Stable Fiber-Koopman Residual Dynamics for Environment-Constrained Robust Control
Abstract
Learning-based dynamical models face a persistent tension between expressiveness and formal guarantees: richer model classes improve predictive accuracy, but their stability properties are typically verified only empirically, if at all. This paper proposes Stable Fiber-Koopman Residual Dynamics (SFKD), a unified framework that simultaneously addresses environment-aware geometric consistency, latent-space stability certification, and bounded residual perturbation propagation.

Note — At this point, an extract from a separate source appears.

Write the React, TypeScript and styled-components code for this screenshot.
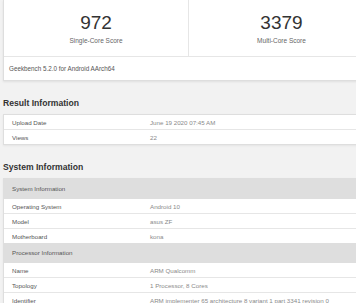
import React from 'react';
import styled, { createGlobalStyle } from 'styled-components';

const GlobalStyle = createGlobalStyle`
  html, body {
    margin: 0;
    background: #f2f2f2;
    overflow: hidden;
  }
  body {
    font-family: "Liberation Sans", Arial, sans-serif;
  }
`;

type Row = { label: string; value: string };

const resultRows: Row[] = [
  { label: 'Upload Date', value: 'June 19 2020 07:45 AM' },
  { label: 'Views', value: '22' },
];

const systemRows: Row[] = [
  { label: 'Operating System', value: 'Android 10' },
  { label: 'Model', value: 'asus ZF' },
  { label: 'Motherboard', value: 'kona' },
];

const processorRows: Row[] = [
  { label: 'Name', value: 'ARM Qualcomm' },
  { label: 'Topology', value: '1 Processor, 8 Cores' },
  { label: 'Identifier', value: 'ARM implementer 65 architecture 8 variant 1 part 3341 revision 0' },
];

export default function App() {
  return (
    <Page>
      <GlobalStyle />
      <ScoreCard>
        <ScoreRow>
          <ScoreCell>
            <ScoreValue>972</ScoreValue>
            <ScoreLabel>Single-Core Score</ScoreLabel>
          </ScoreCell>
          <ScoreCell>
            <ScoreValue>3379</ScoreValue>
            <ScoreLabel>Multi-Core Score</ScoreLabel>
          </ScoreCell>
        </ScoreRow>
        <CardFooter>Geekbench 5.2.0 for Android AArch64</CardFooter>
      </ScoreCard>

      <SectionTitle>Result Information</SectionTitle>
      <Table>
        {resultRows.map((r) => (
          <DataRow key={r.label}>
            <Label>{r.label}</Label>
            <Value>{r.value}</Value>
          </DataRow>
        ))}
      </Table>

      <SectionTitle>System Information</SectionTitle>
      <Table>
        <HeaderRow>System Information</HeaderRow>
        {systemRows.map((r) => (
          <DataRow key={r.label}>
            <Label>{r.label}</Label>
            <Value>{r.value}</Value>
          </DataRow>
        ))}
        <HeaderRow>Processor Information</HeaderRow>
        {processorRows.map((r) => (
          <DataRow key={r.label}>
            <Label>{r.label}</Label>
            <Value>{r.value}</Value>
          </DataRow>
        ))}
      </Table>
    </Page>
  );
}

const Page = styled.div`
  width: 372px;
  padding-left: 3px;
  display: flex;
  flex-direction: column;
`;

const ScoreCard = styled.div`
  background: #fff;
  border: 1px solid #dedede;
  border-top: none;
  box-shadow: 0 1px 2px rgba(0, 0, 0, 0.08);
`;

const ScoreRow = styled.div`
  display: grid;
  grid-template-columns: 184px 1fr;
  height: 56px;
  border-bottom: 1px solid #e6e6e6;
`;

const ScoreCell = styled.div`
  display: flex;
  flex-direction: column;
  align-items: center;
  padding-top: 13px;
  gap: 5px;
  box-sizing: border-box;

  & + & {
    border-left: 1px solid #e6e6e6;
  }
`;

const ScoreValue = styled.div`
  font-size: 19px;
  line-height: 19px;
  color: #333;
`;

const ScoreLabel = styled.div`
  font-size: 6.5px;
  line-height: 8px;
  color: #666;
`;

const CardFooter = styled.div`
  height: 23px;
  line-height: 24px;
  padding-left: 5px;
  font-size: 6.3px;
  color: #555;
`;

const SectionTitle = styled.h2`
  margin: 17px 0 6px;
  font-size: 8.6px;
  line-height: 10px;
  font-weight: 700;
  color: #333;
`;

const Table = styled.div`
  background: #fff;
  border: 1px solid #dedede;
  box-shadow: 0 1px 2px rgba(0, 0, 0, 0.06);
`;

const DataRow = styled.div`
  display: grid;
  grid-template-columns: 146px 1fr;
  height: 14px;
  align-items: center;
  font-size: 6.2px;

  & + & {
    border-top: 1px solid #e6e6e6;
  }
`;

const HeaderRow = styled.div`
  height: 20px;
  line-height: 20px;
  padding-left: 8px;
  background: #dedede;
  font-size: 6.2px;
  color: #555;

  & + ${DataRow} {
    border-top: none;
  }
`;

const Label = styled.span`
  padding-left: 8px;
  color: #555;
`;

const Value = styled.span`
  color: #8a8a8a;
  white-space: nowrap;
`;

Concretely, SFKD constructs a fiber bundle latent manifold whose fibers encode environment-specific dynamics; an environment-conditioned Koopman operator governs the dominant linear evolution on each fiber; and a contraction-constrained residual neural network captures unmodeled nonlinear effects while admitting an explicit input-to-state stability (ISS) certificate. The resulting model is embedded in a sampling-based MPPI controller for autonomous vehicle path tracking under variable surface conditions and wind disturbances. Theoretical analysis establishes ISS of the latent dynamics and a finite ultimate bound on tracking error. Numerical experiments against five baselines -- Koopman MPC, Neural ODE, ICODE, ControlSynth, and ICODE-MPPI -- demonstrate a 31\% reduction in tracking RMSE, a 44\% improvement in control smoothness, and near-zero latent stability violation rate across environment-switching scenarios.